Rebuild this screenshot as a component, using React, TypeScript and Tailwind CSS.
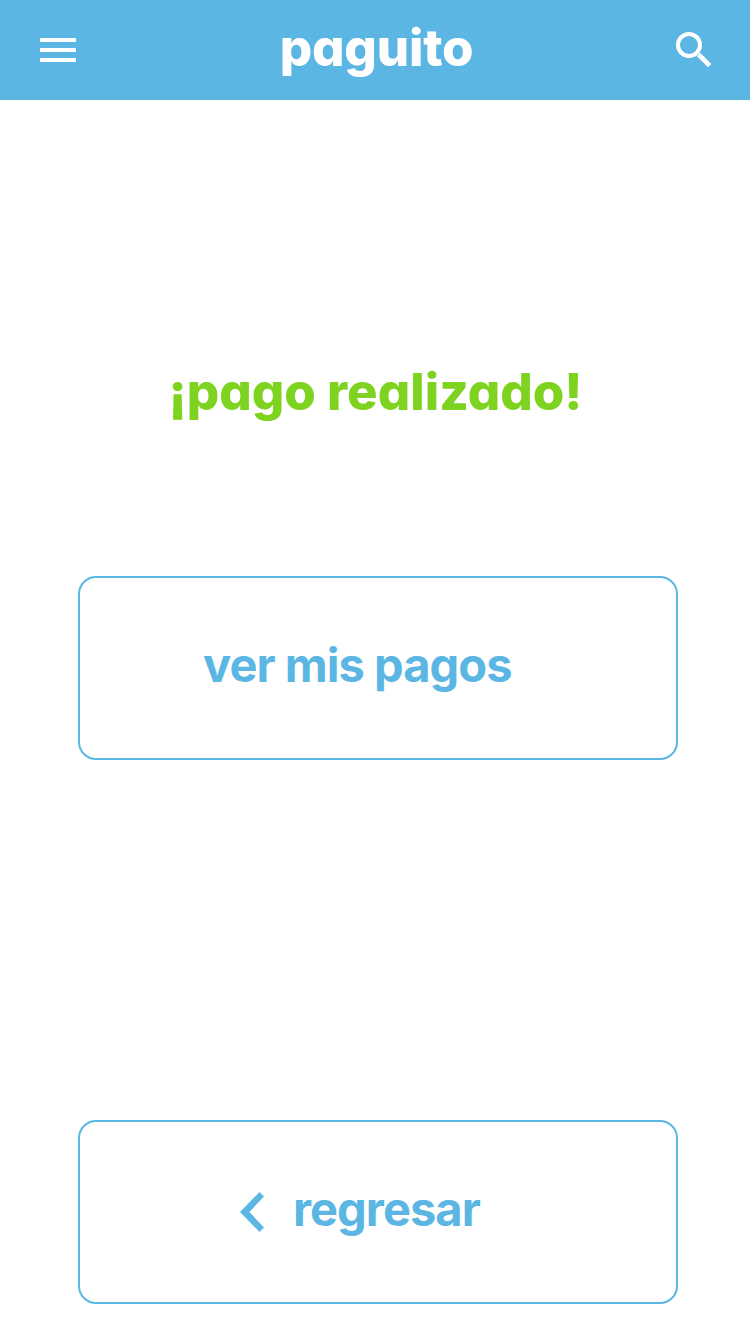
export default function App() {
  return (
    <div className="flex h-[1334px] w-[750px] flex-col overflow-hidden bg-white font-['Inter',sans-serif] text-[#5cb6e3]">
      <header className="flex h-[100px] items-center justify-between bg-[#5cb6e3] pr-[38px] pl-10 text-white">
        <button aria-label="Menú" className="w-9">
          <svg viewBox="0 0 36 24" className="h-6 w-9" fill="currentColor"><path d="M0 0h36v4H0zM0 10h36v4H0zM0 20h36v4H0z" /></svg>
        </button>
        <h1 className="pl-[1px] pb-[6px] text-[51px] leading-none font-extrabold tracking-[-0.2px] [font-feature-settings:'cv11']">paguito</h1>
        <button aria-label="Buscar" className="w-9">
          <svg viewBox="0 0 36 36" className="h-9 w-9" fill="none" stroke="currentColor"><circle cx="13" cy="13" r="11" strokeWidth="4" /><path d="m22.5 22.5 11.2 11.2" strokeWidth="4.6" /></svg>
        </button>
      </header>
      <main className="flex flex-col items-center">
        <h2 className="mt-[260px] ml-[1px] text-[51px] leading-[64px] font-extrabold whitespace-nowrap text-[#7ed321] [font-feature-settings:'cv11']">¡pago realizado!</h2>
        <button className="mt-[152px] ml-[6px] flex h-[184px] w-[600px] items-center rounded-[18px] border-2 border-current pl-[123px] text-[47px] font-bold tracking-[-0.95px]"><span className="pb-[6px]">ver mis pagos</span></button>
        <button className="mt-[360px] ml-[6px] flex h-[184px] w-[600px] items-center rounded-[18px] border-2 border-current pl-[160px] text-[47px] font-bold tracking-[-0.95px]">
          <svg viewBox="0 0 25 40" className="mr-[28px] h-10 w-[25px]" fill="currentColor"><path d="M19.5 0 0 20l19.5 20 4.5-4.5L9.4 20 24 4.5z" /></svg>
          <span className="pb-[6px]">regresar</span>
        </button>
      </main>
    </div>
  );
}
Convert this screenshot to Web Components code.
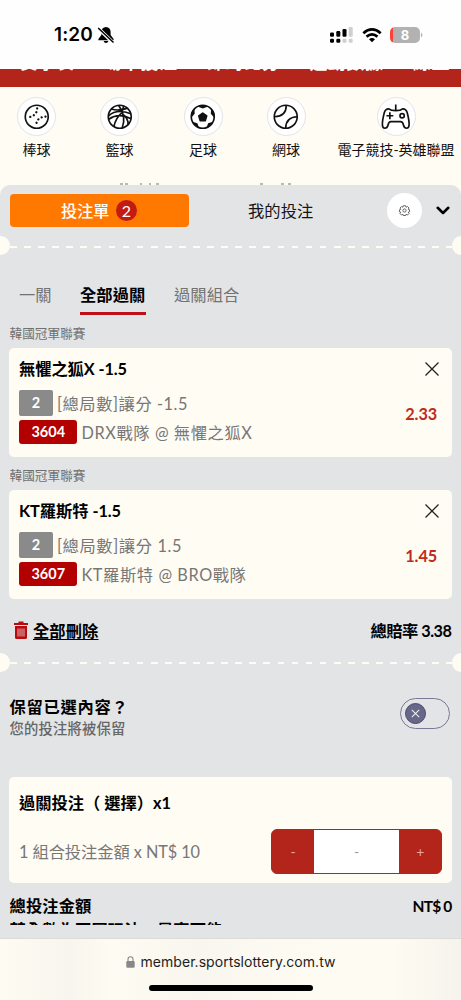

----------------------------------------

Looking at the material above, count the lines that hold "this" and give the total alone.

2